### WORK REQUIRED
Return the number of lines holding "code", with nothing added.

### EXERCISE DATA
>> BEGIN
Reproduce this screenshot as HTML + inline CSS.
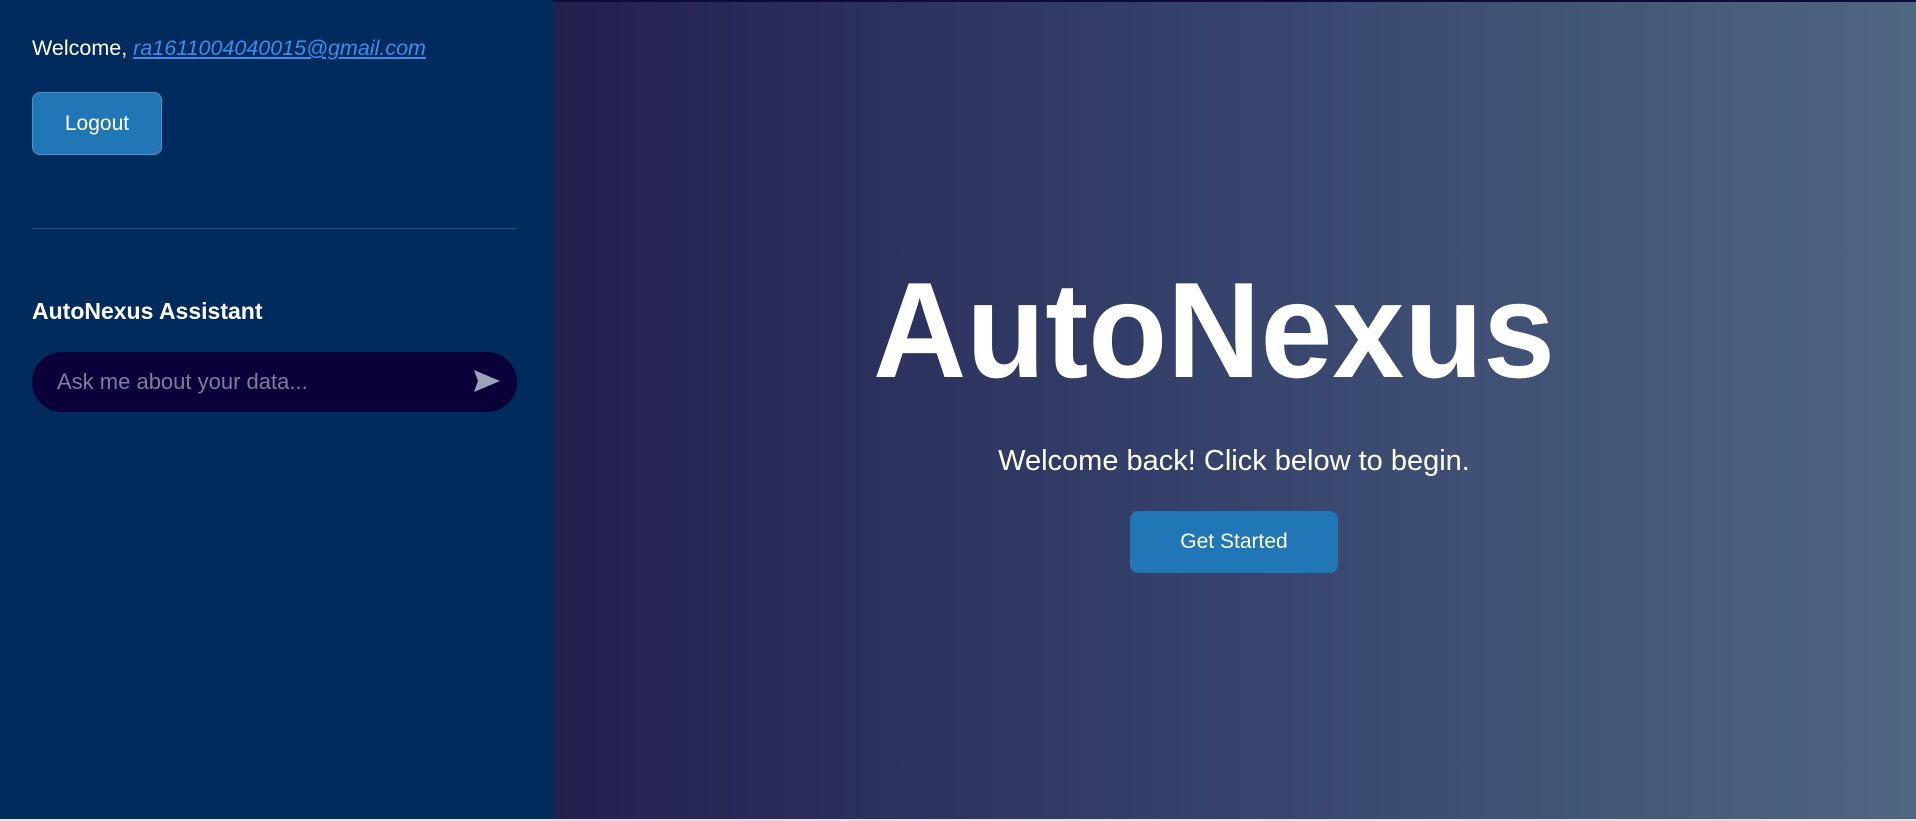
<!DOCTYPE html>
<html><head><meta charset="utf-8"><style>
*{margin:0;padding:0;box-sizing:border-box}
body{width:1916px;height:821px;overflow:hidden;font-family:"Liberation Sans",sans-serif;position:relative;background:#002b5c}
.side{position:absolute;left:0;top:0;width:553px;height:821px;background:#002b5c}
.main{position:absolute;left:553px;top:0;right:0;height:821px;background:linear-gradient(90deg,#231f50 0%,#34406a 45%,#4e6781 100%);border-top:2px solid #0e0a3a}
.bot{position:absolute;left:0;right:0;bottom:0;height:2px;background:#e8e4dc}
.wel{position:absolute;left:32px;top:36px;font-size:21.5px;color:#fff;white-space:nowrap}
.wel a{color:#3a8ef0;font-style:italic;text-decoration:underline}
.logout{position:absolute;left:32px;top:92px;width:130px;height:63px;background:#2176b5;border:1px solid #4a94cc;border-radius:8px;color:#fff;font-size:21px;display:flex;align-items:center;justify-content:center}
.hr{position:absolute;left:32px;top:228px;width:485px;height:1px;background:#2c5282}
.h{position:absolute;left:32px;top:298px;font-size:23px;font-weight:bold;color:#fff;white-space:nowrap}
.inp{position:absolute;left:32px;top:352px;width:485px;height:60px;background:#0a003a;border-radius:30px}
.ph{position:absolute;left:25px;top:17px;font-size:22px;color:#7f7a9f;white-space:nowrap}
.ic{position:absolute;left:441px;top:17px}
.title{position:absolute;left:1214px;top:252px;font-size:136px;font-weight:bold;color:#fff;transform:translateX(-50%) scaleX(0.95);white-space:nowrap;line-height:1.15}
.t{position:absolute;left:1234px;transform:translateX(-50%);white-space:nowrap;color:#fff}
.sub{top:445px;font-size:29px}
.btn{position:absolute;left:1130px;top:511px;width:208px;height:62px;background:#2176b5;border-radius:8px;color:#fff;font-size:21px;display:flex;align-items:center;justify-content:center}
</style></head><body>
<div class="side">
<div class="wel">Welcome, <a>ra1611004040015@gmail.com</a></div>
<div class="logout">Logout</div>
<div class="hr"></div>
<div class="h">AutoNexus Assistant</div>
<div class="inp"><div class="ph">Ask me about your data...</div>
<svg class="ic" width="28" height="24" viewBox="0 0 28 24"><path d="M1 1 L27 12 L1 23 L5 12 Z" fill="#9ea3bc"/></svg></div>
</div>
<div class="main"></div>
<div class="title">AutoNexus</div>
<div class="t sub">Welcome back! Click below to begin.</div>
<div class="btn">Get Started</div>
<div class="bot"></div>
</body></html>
>> END
>> BEGIN
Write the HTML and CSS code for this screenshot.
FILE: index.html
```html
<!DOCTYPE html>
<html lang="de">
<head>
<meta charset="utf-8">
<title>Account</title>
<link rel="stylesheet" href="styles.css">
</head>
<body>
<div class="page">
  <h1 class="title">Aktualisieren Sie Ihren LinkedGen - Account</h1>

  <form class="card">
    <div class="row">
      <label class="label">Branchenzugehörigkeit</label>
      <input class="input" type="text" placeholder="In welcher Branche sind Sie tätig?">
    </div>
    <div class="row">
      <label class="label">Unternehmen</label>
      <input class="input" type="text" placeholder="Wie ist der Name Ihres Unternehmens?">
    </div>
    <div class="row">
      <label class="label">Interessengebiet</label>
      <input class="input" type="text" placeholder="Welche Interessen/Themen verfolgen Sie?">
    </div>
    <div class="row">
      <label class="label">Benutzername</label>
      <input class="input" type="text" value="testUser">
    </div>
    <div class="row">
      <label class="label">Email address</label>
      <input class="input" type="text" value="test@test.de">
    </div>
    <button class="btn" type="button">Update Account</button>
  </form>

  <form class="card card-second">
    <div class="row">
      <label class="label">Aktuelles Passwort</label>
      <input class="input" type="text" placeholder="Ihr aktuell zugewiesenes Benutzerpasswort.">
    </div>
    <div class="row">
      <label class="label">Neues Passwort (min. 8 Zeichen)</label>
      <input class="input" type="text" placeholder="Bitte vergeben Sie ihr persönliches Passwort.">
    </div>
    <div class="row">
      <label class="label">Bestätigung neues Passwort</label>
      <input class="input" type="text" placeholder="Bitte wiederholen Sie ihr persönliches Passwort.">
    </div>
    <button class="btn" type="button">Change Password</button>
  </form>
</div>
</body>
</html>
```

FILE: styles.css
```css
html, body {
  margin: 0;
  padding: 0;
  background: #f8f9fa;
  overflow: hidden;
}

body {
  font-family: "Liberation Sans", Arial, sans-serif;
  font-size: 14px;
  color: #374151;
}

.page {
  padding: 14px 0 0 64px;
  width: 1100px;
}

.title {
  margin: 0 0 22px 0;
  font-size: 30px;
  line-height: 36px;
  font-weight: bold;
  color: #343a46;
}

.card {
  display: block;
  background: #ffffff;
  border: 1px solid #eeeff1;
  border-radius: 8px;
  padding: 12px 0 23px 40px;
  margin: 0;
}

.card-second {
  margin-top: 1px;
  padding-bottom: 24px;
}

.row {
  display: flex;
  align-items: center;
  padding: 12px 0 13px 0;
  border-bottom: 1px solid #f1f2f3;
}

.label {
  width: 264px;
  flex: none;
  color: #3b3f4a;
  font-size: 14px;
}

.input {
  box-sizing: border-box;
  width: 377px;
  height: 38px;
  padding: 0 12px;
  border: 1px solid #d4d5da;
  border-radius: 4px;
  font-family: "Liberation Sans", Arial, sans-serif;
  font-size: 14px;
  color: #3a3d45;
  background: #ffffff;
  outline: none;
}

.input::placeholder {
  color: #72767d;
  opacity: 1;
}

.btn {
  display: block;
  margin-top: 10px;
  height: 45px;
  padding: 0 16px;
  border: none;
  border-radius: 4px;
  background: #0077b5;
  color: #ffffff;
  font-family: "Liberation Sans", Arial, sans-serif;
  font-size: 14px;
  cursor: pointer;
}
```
>> END
>> BEGIN
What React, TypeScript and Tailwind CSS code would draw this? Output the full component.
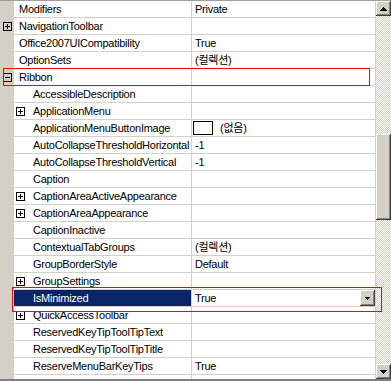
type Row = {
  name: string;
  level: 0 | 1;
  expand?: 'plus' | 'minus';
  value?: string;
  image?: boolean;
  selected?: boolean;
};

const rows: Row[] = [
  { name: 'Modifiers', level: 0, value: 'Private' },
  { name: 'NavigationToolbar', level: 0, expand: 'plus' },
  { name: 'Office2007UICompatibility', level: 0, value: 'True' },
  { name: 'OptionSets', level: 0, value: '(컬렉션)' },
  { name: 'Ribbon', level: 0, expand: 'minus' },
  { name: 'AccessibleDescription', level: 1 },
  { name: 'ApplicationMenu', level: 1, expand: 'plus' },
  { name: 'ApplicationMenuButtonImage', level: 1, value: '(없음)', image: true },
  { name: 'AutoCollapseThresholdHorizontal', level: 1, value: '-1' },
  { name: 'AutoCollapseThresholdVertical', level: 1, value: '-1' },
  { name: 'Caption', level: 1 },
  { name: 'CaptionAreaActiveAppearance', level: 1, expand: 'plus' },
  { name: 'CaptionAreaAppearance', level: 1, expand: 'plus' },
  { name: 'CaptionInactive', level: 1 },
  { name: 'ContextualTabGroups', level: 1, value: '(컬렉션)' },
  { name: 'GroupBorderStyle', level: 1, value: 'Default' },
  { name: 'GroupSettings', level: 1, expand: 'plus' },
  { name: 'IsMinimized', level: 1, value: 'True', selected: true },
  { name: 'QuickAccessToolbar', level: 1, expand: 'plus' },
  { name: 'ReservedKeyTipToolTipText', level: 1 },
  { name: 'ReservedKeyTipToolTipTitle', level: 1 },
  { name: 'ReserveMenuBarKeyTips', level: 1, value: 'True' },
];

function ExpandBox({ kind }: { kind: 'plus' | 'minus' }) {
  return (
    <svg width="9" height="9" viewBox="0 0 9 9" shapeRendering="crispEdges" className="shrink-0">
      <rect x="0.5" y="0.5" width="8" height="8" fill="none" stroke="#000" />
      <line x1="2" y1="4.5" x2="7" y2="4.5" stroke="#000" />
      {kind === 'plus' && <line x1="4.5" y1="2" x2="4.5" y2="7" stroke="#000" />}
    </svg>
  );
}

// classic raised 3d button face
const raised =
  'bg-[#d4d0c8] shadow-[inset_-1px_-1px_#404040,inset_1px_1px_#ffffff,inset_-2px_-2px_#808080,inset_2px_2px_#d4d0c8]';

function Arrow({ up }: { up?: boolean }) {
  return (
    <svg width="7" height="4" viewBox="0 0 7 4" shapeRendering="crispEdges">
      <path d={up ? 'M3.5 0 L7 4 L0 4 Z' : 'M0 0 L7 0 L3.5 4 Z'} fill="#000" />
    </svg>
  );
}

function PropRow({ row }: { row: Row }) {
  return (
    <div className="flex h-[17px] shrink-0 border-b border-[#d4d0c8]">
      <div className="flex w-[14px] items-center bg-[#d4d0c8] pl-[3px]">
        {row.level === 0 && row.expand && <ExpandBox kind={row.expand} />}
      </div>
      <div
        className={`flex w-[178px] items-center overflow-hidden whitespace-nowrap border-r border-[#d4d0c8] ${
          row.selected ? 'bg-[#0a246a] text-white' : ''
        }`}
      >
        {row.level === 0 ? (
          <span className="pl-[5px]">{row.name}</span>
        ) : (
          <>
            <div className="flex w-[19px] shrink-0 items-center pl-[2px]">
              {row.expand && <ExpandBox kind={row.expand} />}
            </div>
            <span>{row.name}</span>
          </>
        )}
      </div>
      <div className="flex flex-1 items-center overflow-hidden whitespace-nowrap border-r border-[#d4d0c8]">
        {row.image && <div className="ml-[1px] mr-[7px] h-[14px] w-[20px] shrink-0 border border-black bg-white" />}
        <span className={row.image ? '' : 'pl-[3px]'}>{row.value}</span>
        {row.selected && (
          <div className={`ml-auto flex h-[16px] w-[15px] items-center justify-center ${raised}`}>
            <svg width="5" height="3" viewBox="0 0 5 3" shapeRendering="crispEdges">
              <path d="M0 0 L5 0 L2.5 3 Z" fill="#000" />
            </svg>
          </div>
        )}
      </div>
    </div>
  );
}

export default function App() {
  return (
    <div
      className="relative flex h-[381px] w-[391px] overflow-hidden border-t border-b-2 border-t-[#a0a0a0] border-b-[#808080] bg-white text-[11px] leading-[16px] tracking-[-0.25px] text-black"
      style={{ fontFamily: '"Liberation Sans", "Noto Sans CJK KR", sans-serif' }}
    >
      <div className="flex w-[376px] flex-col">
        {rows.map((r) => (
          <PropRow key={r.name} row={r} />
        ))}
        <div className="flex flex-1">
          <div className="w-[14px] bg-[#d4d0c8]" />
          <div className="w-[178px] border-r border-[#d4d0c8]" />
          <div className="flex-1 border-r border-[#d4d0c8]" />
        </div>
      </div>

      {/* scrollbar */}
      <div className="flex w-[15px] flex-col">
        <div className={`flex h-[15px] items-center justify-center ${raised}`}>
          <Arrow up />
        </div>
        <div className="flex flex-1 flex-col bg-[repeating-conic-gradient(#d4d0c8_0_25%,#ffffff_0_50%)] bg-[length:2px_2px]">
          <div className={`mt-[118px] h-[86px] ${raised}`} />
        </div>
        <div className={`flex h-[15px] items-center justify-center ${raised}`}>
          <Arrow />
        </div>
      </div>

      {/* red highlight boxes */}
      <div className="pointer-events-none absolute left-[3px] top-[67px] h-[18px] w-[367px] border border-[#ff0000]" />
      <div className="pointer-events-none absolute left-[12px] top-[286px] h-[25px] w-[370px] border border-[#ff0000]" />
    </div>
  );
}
>> END
### COMPLETED EXERCISE
2